[Request]: In the data below, locate each line with the word "styles" and list it.

[Source data]:
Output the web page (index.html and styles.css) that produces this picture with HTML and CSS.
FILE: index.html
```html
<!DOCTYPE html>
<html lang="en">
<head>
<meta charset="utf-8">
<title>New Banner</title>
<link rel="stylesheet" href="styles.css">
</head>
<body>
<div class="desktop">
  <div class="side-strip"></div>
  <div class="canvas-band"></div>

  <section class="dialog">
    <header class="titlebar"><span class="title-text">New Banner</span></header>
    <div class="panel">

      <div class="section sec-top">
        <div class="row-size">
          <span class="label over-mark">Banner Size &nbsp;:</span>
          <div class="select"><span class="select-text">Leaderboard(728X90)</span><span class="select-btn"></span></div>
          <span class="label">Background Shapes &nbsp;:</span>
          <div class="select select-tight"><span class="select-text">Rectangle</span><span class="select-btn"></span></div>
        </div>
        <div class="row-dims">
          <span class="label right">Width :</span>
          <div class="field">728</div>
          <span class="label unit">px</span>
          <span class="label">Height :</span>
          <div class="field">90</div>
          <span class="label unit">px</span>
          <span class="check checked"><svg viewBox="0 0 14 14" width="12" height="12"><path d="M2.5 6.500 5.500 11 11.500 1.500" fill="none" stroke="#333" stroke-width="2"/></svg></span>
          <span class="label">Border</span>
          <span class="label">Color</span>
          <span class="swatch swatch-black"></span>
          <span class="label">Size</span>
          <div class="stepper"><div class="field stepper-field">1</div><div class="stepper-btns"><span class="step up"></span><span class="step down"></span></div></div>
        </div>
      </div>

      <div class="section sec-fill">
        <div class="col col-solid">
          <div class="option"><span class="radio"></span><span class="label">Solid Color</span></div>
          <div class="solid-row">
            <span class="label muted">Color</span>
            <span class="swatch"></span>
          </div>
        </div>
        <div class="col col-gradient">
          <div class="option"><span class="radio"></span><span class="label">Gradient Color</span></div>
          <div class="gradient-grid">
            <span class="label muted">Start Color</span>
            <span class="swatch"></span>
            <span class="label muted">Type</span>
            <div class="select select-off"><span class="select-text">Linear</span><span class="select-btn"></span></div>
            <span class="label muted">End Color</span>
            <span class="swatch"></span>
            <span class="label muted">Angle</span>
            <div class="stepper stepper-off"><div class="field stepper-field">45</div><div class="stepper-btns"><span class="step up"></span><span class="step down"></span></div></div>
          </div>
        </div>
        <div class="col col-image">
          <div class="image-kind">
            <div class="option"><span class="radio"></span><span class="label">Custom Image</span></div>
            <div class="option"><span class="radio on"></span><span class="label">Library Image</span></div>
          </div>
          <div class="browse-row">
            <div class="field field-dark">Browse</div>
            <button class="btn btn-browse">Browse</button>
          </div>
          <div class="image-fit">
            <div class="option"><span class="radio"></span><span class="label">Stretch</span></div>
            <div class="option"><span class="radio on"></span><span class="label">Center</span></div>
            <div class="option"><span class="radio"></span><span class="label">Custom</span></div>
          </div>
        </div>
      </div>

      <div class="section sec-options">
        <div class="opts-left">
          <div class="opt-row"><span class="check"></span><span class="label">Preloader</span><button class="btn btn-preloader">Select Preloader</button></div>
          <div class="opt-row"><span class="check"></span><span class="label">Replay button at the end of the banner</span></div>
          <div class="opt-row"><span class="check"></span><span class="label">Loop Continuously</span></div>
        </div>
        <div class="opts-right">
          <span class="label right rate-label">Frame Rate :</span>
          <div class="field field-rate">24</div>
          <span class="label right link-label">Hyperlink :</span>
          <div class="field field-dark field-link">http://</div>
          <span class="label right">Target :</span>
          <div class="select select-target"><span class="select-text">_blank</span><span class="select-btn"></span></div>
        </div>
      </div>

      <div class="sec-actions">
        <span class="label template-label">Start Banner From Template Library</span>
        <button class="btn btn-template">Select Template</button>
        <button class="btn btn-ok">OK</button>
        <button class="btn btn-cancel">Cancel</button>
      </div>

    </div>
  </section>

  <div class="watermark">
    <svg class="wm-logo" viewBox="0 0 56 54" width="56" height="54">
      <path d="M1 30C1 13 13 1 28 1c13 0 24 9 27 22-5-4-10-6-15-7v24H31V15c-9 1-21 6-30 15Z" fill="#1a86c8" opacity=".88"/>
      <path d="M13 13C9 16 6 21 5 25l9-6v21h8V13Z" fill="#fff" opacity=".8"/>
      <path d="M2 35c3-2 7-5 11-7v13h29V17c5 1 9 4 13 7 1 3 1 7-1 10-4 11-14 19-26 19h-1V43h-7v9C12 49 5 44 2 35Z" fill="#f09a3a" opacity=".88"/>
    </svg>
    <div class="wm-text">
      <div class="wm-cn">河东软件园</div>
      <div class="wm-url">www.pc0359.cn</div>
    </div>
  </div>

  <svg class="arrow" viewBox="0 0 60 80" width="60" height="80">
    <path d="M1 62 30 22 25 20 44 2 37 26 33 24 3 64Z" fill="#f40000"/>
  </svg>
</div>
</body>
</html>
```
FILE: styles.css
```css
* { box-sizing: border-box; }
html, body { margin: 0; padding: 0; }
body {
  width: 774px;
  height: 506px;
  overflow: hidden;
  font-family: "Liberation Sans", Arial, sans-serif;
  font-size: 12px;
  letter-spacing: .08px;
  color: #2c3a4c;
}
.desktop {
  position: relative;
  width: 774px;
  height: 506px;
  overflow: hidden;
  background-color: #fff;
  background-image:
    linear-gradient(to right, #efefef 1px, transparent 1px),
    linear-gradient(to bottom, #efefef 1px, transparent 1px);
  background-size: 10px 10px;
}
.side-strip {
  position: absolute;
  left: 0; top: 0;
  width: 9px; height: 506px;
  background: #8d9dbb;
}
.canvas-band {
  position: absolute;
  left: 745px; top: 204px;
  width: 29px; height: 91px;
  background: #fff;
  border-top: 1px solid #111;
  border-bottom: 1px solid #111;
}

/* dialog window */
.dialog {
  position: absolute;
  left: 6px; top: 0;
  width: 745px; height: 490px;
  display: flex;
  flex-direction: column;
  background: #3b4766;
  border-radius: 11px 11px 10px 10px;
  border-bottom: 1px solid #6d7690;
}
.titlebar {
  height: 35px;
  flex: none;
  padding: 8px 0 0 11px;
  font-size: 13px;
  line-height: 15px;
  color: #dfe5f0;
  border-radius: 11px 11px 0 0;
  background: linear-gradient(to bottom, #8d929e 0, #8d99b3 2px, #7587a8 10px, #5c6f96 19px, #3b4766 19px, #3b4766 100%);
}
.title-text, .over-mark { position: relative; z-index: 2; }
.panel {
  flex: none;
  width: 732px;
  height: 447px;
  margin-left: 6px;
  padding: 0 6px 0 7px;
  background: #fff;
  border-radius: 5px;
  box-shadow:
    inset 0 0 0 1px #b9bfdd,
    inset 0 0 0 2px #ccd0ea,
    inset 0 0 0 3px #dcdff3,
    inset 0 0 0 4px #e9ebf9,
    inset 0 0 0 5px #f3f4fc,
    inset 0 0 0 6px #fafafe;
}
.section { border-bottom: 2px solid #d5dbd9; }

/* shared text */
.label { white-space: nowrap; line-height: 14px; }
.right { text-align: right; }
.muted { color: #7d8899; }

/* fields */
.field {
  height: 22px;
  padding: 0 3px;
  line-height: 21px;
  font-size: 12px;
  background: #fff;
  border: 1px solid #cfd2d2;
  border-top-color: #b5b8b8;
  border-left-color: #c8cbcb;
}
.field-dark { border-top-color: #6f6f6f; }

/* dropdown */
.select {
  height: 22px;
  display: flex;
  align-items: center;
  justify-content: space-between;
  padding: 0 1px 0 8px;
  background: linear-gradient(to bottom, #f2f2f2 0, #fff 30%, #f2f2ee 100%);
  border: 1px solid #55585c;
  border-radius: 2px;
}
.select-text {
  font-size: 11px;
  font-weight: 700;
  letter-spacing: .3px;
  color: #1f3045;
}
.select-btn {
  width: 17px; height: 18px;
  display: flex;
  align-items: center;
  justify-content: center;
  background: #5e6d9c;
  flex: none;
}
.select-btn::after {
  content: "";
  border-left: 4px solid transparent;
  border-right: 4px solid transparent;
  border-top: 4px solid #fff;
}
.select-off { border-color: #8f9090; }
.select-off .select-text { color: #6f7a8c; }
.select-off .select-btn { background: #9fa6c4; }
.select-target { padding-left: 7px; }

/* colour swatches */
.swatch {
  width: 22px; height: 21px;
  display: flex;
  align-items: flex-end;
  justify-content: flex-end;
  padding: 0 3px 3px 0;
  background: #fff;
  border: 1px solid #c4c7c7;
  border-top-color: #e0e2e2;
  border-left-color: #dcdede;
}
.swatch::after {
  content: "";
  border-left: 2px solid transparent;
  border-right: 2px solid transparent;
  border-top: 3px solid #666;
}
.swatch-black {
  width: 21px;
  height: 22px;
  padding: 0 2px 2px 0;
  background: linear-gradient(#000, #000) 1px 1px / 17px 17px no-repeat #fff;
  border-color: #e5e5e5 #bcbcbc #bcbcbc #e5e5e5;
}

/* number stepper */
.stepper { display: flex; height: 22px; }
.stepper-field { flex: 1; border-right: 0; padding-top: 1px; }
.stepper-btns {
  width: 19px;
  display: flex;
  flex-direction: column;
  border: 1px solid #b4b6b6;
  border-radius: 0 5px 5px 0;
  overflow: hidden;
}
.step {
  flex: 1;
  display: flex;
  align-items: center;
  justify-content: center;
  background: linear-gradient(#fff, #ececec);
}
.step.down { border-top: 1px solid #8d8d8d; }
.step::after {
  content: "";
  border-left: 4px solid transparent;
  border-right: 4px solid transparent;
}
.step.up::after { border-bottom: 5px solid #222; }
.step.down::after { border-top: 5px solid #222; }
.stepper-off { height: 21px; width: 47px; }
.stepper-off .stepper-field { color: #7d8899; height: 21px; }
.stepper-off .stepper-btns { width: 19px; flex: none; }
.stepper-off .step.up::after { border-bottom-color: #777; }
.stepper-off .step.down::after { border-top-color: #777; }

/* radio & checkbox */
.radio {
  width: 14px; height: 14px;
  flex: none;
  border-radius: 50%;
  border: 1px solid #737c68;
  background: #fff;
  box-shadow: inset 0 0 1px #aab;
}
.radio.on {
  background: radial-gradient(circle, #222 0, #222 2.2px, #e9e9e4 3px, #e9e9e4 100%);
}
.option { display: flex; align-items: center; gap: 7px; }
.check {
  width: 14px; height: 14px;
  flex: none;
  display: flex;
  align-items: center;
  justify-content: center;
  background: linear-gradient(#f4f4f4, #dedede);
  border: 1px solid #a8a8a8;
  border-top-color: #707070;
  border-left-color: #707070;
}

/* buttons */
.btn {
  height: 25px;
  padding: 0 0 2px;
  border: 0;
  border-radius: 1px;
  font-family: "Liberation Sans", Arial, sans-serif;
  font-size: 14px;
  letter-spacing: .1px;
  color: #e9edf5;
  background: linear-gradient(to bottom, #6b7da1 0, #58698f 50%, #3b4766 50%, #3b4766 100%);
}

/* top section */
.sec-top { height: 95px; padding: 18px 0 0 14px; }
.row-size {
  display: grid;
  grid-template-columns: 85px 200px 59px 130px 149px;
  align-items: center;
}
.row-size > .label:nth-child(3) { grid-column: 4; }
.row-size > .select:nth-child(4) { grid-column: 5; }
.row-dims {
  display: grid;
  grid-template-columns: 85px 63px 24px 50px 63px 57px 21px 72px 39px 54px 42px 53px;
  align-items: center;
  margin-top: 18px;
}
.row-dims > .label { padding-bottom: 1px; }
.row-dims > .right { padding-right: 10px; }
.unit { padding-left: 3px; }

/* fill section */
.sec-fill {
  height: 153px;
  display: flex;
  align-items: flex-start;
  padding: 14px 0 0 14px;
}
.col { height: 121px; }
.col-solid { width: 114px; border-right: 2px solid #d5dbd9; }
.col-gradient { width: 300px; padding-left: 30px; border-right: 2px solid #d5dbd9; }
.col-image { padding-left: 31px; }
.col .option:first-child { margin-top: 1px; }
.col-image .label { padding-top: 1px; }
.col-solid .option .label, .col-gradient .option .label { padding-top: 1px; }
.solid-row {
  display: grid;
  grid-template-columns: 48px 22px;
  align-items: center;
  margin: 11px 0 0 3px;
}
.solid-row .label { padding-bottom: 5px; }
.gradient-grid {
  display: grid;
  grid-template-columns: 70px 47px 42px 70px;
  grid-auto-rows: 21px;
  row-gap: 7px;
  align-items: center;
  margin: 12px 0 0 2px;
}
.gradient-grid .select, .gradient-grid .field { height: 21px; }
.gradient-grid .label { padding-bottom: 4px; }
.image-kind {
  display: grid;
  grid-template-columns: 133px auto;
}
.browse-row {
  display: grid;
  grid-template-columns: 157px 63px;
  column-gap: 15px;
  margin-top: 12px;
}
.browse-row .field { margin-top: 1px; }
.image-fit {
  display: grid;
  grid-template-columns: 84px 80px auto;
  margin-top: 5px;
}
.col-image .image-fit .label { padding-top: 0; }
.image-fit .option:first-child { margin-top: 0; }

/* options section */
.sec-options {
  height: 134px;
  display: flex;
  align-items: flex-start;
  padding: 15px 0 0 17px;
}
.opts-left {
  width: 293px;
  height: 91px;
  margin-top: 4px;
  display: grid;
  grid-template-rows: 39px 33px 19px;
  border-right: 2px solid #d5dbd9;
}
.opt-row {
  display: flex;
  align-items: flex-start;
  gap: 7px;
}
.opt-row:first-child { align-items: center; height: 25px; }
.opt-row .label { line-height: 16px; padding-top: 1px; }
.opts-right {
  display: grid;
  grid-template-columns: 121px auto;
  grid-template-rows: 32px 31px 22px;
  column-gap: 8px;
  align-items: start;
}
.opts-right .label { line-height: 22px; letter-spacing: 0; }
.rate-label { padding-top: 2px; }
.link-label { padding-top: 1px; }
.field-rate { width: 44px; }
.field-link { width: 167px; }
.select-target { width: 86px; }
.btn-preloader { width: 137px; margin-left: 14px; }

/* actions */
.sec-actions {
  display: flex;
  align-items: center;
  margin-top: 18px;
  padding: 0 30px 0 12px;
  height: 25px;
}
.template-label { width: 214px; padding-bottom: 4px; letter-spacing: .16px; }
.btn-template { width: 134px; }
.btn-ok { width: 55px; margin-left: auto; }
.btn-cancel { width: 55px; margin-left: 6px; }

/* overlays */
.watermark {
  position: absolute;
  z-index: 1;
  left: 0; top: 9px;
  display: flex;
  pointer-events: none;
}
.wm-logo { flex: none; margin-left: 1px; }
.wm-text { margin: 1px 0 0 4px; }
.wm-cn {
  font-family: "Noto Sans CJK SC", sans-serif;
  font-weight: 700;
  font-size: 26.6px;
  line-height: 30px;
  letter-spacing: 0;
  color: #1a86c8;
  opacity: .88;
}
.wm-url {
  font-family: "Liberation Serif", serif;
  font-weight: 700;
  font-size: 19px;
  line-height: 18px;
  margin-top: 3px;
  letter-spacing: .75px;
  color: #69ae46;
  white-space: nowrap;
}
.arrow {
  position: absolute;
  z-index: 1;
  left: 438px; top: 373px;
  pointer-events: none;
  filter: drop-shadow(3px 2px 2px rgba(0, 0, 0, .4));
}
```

[Answer for this exercise]:
Output the web page (index.html and styles.css) that produces this picture with HTML and CSS.
<link rel="stylesheet" href="styles.css">
FILE: styles.css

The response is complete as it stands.